Left-hand ideogram = 亻(ren2) – a contraction of ‘人’ – meaning ‘people’ or ‘person’.

Right-hand ideogram = 士 (shi4). The lower particle is ‘一’ (yi1) meaning ‘first’, ‘isolated’, ‘number one’, ‘alone’, ‘whole’, ‘unity’ and ‘constant’. The upper particle is ‘十’ (shi4) meaning ‘perfect’, ‘complete’, ‘extreme’ and ‘number ten’. When taken together, ‘仕’ (shi4) refers by convention, to a scholar-official who has profoundly studied and mastered the Five Classics and the Four Books (of Confucianism), as well as the martial arts of archery and long-sword, and who has passed the imperial examinations. The successful candidate must recall ‘perfectly’ any part of any text required, explain these texts, and demonstrate good sense in the political application of these texts. Within archery, the scholar-official must draw the bow and fire the arrow at the centre of the target, using both sides of his body with an unhurried state of mind and a relaxed body. The scholar-official must use the long-sword for self-defence and be able to ‘prevent’ conflict if possible.

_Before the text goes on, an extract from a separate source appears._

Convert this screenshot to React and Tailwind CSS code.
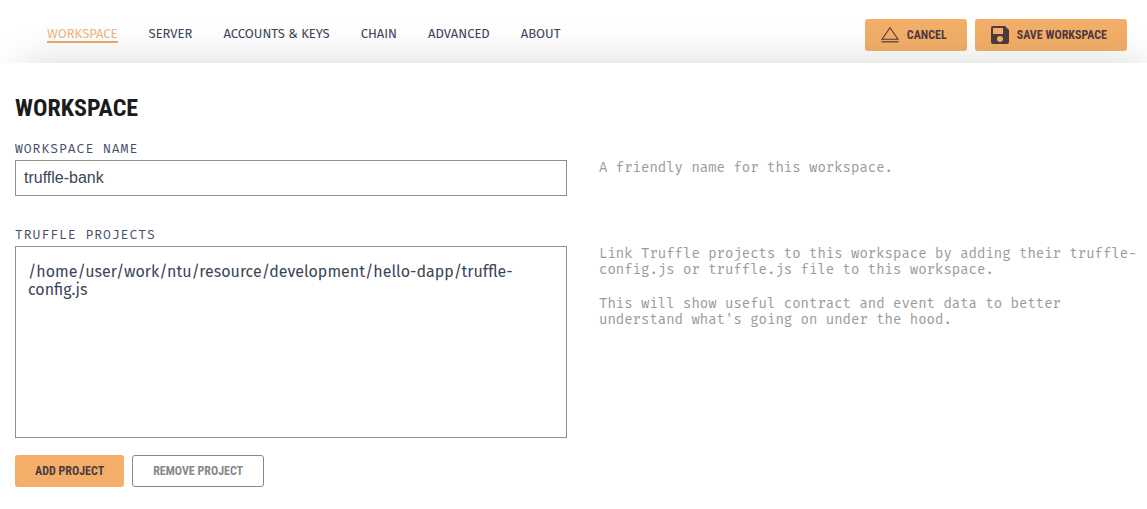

Blows should be deflected and assailants disarmed and apprehended alive. If there is no choice, then the opponent’s body must be quickly and cleanly ‘penetrated’ with the point and blade of the long-sword – which must also be cleanly retracted and replaced in its scabbard. As the scholar-official prefers ‘peace’ over ‘war’, he carries his sword in the right-hand, indicating that it cannot be easily drawn without changing hands. Confucius likened the calligraphy brush to the sword – and saw no difference in their mastery – particularly where governance was concerned. The scholar-official ‘仕’ (shi4) simultaneously serves the people, whilst leading the people – hence the inclusion of 亻(ren2) in the description of his rank and post.